What does CABI Publishing do apart from its databases?
CM: Around 62 per cent of our income is derived from our databases but we also publish books and journals. Because of our database we can monitor and track trends and publish journals and books in those areas. For example, we recently spotted an increasing interest in aquaculture, or fish farming.

We also publish 17 primary journals, many on behalf of societies. We have a growing books list with around 500 titles in print, publishing 65 new titles per year. We are not very big compared with some other publishers, but having both databases and journals and books gives us opportunities. For example we can provide linkage between databases and full text, and package these together for members of societies, governments and academia.

How is CABI's database compiled?
AP: We receive material from all over the world. Two sacks of post arrive every day with hard copies of journals, books, conference proceedings, reports and other document types. We have a library management-type tool to predict when certain journals are expected so that we can chase up any that do not arrive. This material currently comes in print form, is given a barcode and is then sorted according to our selection criteria. Material that is selected is then outsourced to our partners in the Philippines who abstract and index the information.

There is a two-week turnaround before the abstracted data returns to CABI's offices in Oxfordshire, where final quality checks are carried out. The time between the post arriving and the records being accepted into the database is typically four to six weeks. In this way, 225,000 records are processed every year and that has grown tremendously. When I first joined CABI in the early 1990s it could take nine months for information to get into the database.

What are your priorities for the future?
CM: Access to digital content is essential to speed up this complicated process. We are currently negotiating with publishers to have electronic access to new research material. Timeliness of our databases is important to our users. We have recently changed to a monthly update frequency on Ovid's platform and our own platform is now updated weekly.

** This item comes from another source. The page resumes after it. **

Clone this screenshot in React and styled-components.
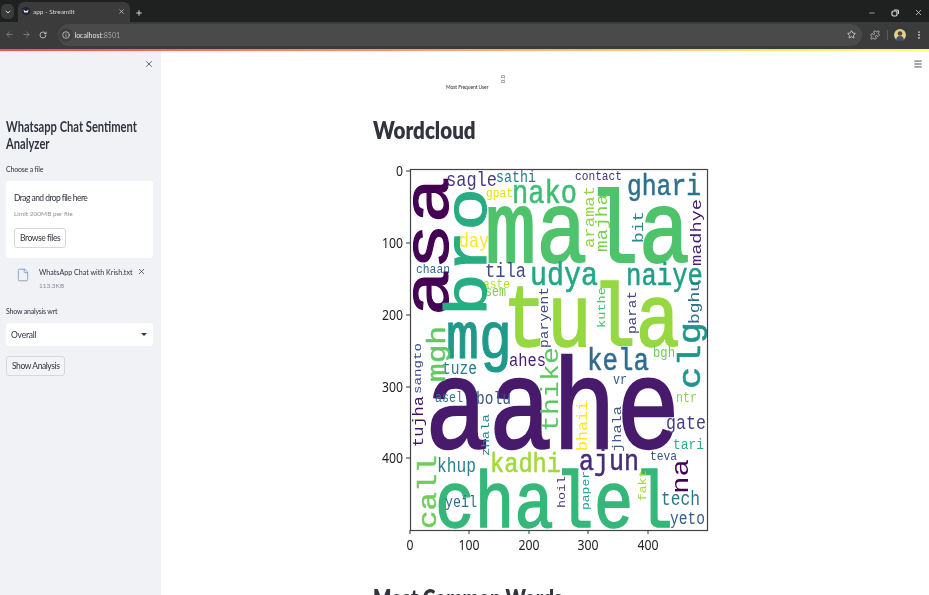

Training is increasingly becoming a big issue for our librarian customers. We have always given face-to-face training, but have also now developed a specific area of our site that is especially for librarians. We also run interactive training sessions globally, which are proving hugely popular.

What about the underlying technology?
AP: Improving the technology of the database is the other big priority. This includes integration with other library platforms and OpenURL compliance. Customers want to do searches in our system and then link to other products. We put considerable emphasis on technology and have an IT department that is well-stocked with people and technology.

We do not host our online delivery systems in-house. Instead they are hosted in London on a cluster of four servers to give load balancing. The site is then backed up here and also in Bangkok, where our development partners are based.

We have to have a very strict policy on archiving and are moving away from using tape backups because they cannot store enough data. The databases currently amount to around 40 GB, and will grow to around 60 GB once we add all the archive data.

What are the main challenges for CABI in the future?
AP: Technology will continue to push us forward. The ongoing migration from print to electronic will continue to be a challenge and we have to manage that process. Customers will not pay twice for the same material.

Because of changes in scholarly communication, a huge challenge is finding the information and giving access to it. The open-access model presents new challenges because we usually have to go out and search for new open-access publications. Today we find out about new journals by regularly looking at the Directory of Open Access Journals website. Open-access publishers should not just assume that because their information is out there it will be found. We try to educate publishers as well as end-users. And we cannot ignore the Google factor. It is not going away. We would rather work with them than compete.

What are the big opportunities?
CM: There are many opportunities in both the short and long term. Many of these are linked to the challenges. One opportunity is working with new partners, which could be the likes of Google. New partnerships open up new groups of customers. We will also continue working with existing partners to enable content to be more user-friendly. We are continuing to educate customers too.

Our archive is one of the major short-term opportunities. It will enable us to service our existing customers with more content as well as to enter new markets that we have never sold into before.